Fitted my HPFP internals yesterday and whipped out the plugs while I was there. Mine had the NGK ones is, exactly the same as I have just bought. I put the new ones in (old ones been in for 6k) just as I had them, but the old ones looked spot on really.
The car feels ever better now with the HPFP, pulls like a good un!
How do you know when it's miss firing? In 2nd gear mine boosts fully then at about 4000rpm comes off abit and then full boost again at 5000rpm..... Mines got Revo stage 1, only done 1000miles ago in January haven't noticed it until today, didn't do it when the remap was done though. What could cause this?
Ooooopppssss.... Forgot to mention those.
Serviced at Audi about 1200miles ago, beggining of January, Full service, and MOT'd.
Tesco 99ron always!
Cambelt and coil packs changed beggining of december by audi.
I do about 500miles a month roughly, got a company car through the week.
Remap was done at the end of January, so everything was in fully working order.
I bought the uprated version of the diverter valve and fitted about 1month ago to cope with the remap.
Might be worth changing your plugs if they haven't been done recently.
One thing I noticed is if I run the Revo settings are really aggressive when the plugs wear you can feel a deterioration in performance on the limit.
I take it the dealer who set it up didn't tell you where they'd set it at? (Boost / Timing / Fuelling).

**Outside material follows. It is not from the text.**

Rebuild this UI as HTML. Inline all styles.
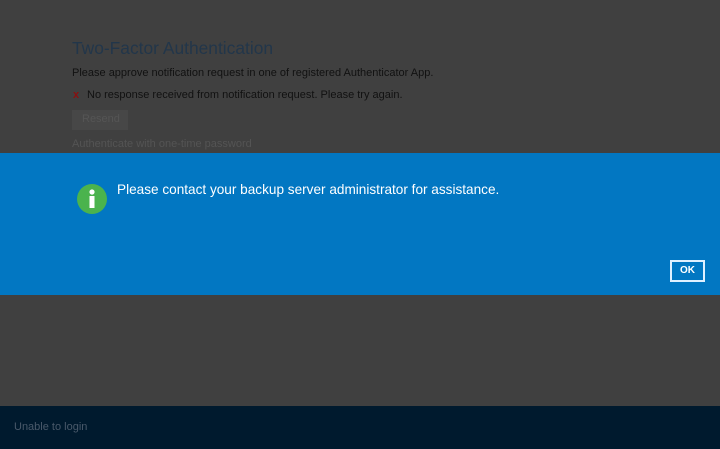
<!DOCTYPE html>
<html><head><style>
body{margin:0;width:720px;height:449px;background:#404040;font-family:"Liberation Sans",sans-serif;position:relative;overflow:hidden}
.a{position:absolute;white-space:nowrap}
</style></head><body>
<div class="a" style="left:72px;top:38px;font-size:17.4px;color:#22364a">Two-Factor Authentication</div>
<div class="a" style="left:72px;top:67px;font-size:11px;color:#111">Please approve notification request in one of registered Authenticator App.</div>
<div class="a" style="left:73px;top:89px;font-size:11px;color:#8b1010;font-weight:bold">x</div>
<div class="a" style="left:87px;top:89px;font-size:11px;color:#111">No response received from notification request. Please try again.</div>
<div class="a" style="left:72px;top:110px;width:56px;height:20px;background:#474747"></div>
<div class="a" style="left:82px;top:113px;font-size:11px;color:#555">Resend</div>
<div class="a" style="left:72px;top:138px;font-size:11px;color:#545454">Authenticate with one-time password</div>
<div class="a" style="left:0;top:153px;width:720px;height:142px;background:#0277c2"></div>
<svg class="a" style="left:76px;top:183px" width="32" height="32"><circle cx="16" cy="16" r="15" fill="#4bb34d"/><circle cx="16" cy="9" r="2.6" fill="#fff"/><rect x="13.5" y="13" width="5" height="12" fill="#fff"/></svg>
<div class="a" style="left:117px;top:182px;font-size:13.6px;color:#fff">Please contact your backup server administrator for assistance.</div>
<div class="a" style="left:670px;top:260px;width:31px;height:18px;border:2px solid #e0f0ff;color:#fff;font-size:10px;font-weight:bold;text-align:center;line-height:18px">OK</div>
<div class="a" style="left:0;top:406px;width:720px;height:43px;background:#001a2e"></div>
<div class="a" style="left:14px;top:421px;font-size:11px;color:#49596a">Unable to login</div>
</body></html>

An SPS switch is such a useful tool not only for tweaks to the car as you change modifications, but the plus model also offers full throttle body disablement as an anti theft tool. May be worth investing if you see one come up second hand.
I got the sps switch, i did the Christmas deal they had on at the time. I just can't remember what the actual numbers are for timing and so on. The switch is at home with the little book thing you get with it. They wrote the stuff down in there. Didn't know there was a plus model but i've also got the anti theft one, so must mean i have the plus model.
Any recommendation on plugs? How easy are they to change yourself?
Post 94 in this thread : http://www.audi-sport.net/vb/new-a3...ving-revo-taken-off-today-10.html#post1394492
Hardest part is getting the engine cover off, but make sure you do the plugs up to recommended torque settings (don't overtighten or undertighten as both have different but negative effects!)